Your Worst-case Serverless Scenario Part I: Invocation Hell
Your Worst-case Serverless Scenario Part II: Magic With Numbers
Your Worst-case Serverless Scenario Part III: The Invisible Process

Hackerman: How 100k Turned Into 56 Million

This one is quite interesting. Even though it didn’t directly cause much trouble, it definitely shouldn’t have happened. Before we dive into what went wrong here, it’s probably good to show you some pseudocode of the part of the function that caused this to happen. There was a lot more happening here, but for understanding the issues at hand this simplification of the code will be enough.

Let’s walk through this very briefly. The hackerMan function takes one argument amountOfItemsLeftToWrite, which stands for the amount of items we still need to write to our table. Then, we prepare the items in the right format and insert them into DynamoDB with a batchWriteItem operation and by putting these insertions on an array of promises. After that, amountOfItemsToWriteNow is subtracted from amountOfItemsLeftToWrite, which is passed to the next invocation call if there are still items left to write. This invocation is also being put on this array of promises and will finally be awaited. If there is an error somewhere, we have some generic error handling in place and the function (chain) should stop here.

First of all, there is 1 thing amiss that we won’t go into detail here, because it falls out of the scope of this story, but that we would still like to address. Namely: if an error has been thrown, the chain should stop, but as you can see no action whatsoever will be taken on items that have been already written to the database, which is of course a bad thing to allow, because now we are left with a function that partly fulfilled its purpose and no protocol to tell us how we should treat the part that succeeded.

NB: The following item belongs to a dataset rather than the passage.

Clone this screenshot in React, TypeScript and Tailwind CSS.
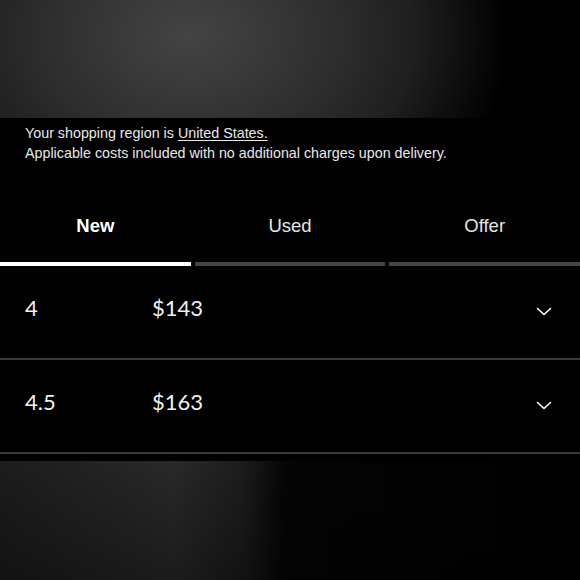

Some Important Information

Now, let’s get on to why 100k items turned into almost 56 million items. To understand this, you should understand a few key components here: batchWriteItem & DynamoDB, asynchronous code and asynchronous Lambda executions. The latter we already discussed in the previous section: if there is an error, whether it be a timeout or something else, Lambda retries the function up to 2 times. As for the asynchronous code in our function, we basically executed the insertions and the invocation of the new function at the same time, which is important, because that means that even if an error occurs while inserting items, a new function has already been invoked that doesn’t know anything about that error. Lastly, it is important to note that DynamoDB’s batchWriteItem can throw an error, which can be a timeout error in some cases. A timeout error is what happened in this scenario, meaning that the Lambda execution contexts were occupied longer than usual, worsening the concurrent Lambda invocation limit described in the previous section. Moreover, this timeout error, or another kind of error on batchWriteItem, does not mean that none of the items have been written to the table. That means that in our case, 0 to 24 items have been written to the database by that function if an error on the batchWriteItem operation has occurred.

A Small Case Study

If you’ve read all of the above and can still follow, you might already have a hunch of what’s going on. If not, don’t worry, we’ll do our best to illustrate what happened on a smaller scale. Imagine a chain of 4 identical functions, each having a goal to write 25 items to the origin table and with the collective goal of writing 100 items to the origin table. If everything goes well and no errors have been thrown, this goal is reached and everyone is happy. But, what if an error happens on the second invocation while executing the batchWriteItem operation? By that point, 25 items have been successfully written to the origin table. And not only that; the third invocation will already have been called, because this code was executed asynchronously together with the batchWriteItem operation that only later threw an error. If we assume that these third and fourth invocations don’t throw any errors, that means that they write another 50 items to the origin table on top of the first 25, bringing the total amount to 75 items. So, what exactly happened to the second invocation? As we stated above, anywhere between 0 to 24 items would have been written to the origin table before throwing an error. For the sake of simplicity, we assume it has written 10 items before the error was thrown, bringing the total amount to 85 items. What happens next is crucial for ending up with more instead of less items: because the first function invoked the second function and this invocation had the Event InvocationType option parameter attached to it, it means that Lambda automatically retries this function up to 2 times.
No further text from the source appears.